= Sasha (espionage) =

Soviet alleged mole

Sasha was an alleged Soviet mole in the Central Intelligence Agency during the Cold War.

== Manhunt ==

In 1961, Anatoliy Golitsyn, a major in the KGB, was assigned to the embassy in Helsinki, Finland, under the name "Ivan Klimov." On 15 December, he defected to the US, along with his wife and daughter, by riding the train to the Swedish border. Golitsyn's defection so alarmed the KGB that orders were sent out to cancel all meetings with field agents out of fear that they would be identified.

Golitsyn was flown to the US and interviewed by David Murphy, the head of the CIA's Soviet Russia Division. After some time, Golitsyn began making increasing demands of the US and complaining about his treatment. Considering him to be unreliable, Murphy passed him on to James Jesus Angleton, the CIA's director of counterintelligence. Golitsyn's description of a traitor in the CIA, whom he knew only as "Sasha", led Angleton to embark on a multiyear manhunt that accused many members of the CIA of being the spy. The entire affair is still highly controversial.

In 1965, Alexander Kopatzky, Igor Orlov, was identified as the most probable "Sasha" candidate. Kopatzky, originally a Soviet agent who was captured by Nazi Germany in 1943, worked for the CIA in Berlin after the end of the war, left the CIA in 1960 and lived out the rest of his days in Alexandria, Virginia. The molehunt, however, continued after the discovery of Orlov.

== Reparations ==
Under United States Public Law 96-450,
passed in 1980 and commonly known as the "Mole Relief Act", C.I.A. employees who have been accused unfairly of disloyalty (e.g.
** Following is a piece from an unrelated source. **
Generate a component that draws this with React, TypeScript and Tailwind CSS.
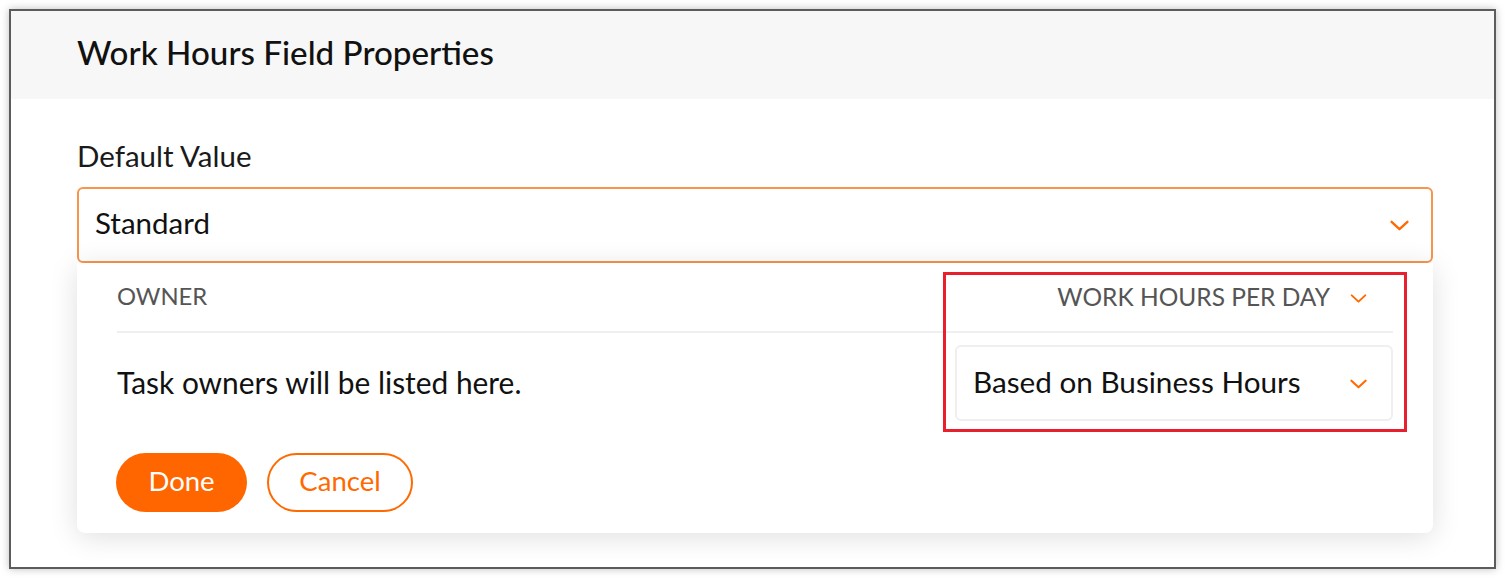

Sasha) and who have had their careers subsequently ruined were allowed to receive government compensation.

== List of accused CIA employees ==
This is a partial list of CIA employees accused of being Sasha. All were later cleared.

- Serge Karlow
- Richard Kovich
- Alexander ″Sasha″ Sogolow

Others CIA employees, though not suspected to be ″Sasha″, were suspected to be moles in the course of the Sasha molehunt:
- Paul Garbler
- George Goldberg
- David Murphy
- Vasia C. Gmirkin

== In popular culture ==
- In Robert Littell's novel The Company, the alleged existence of Sasha is an important element of the plot.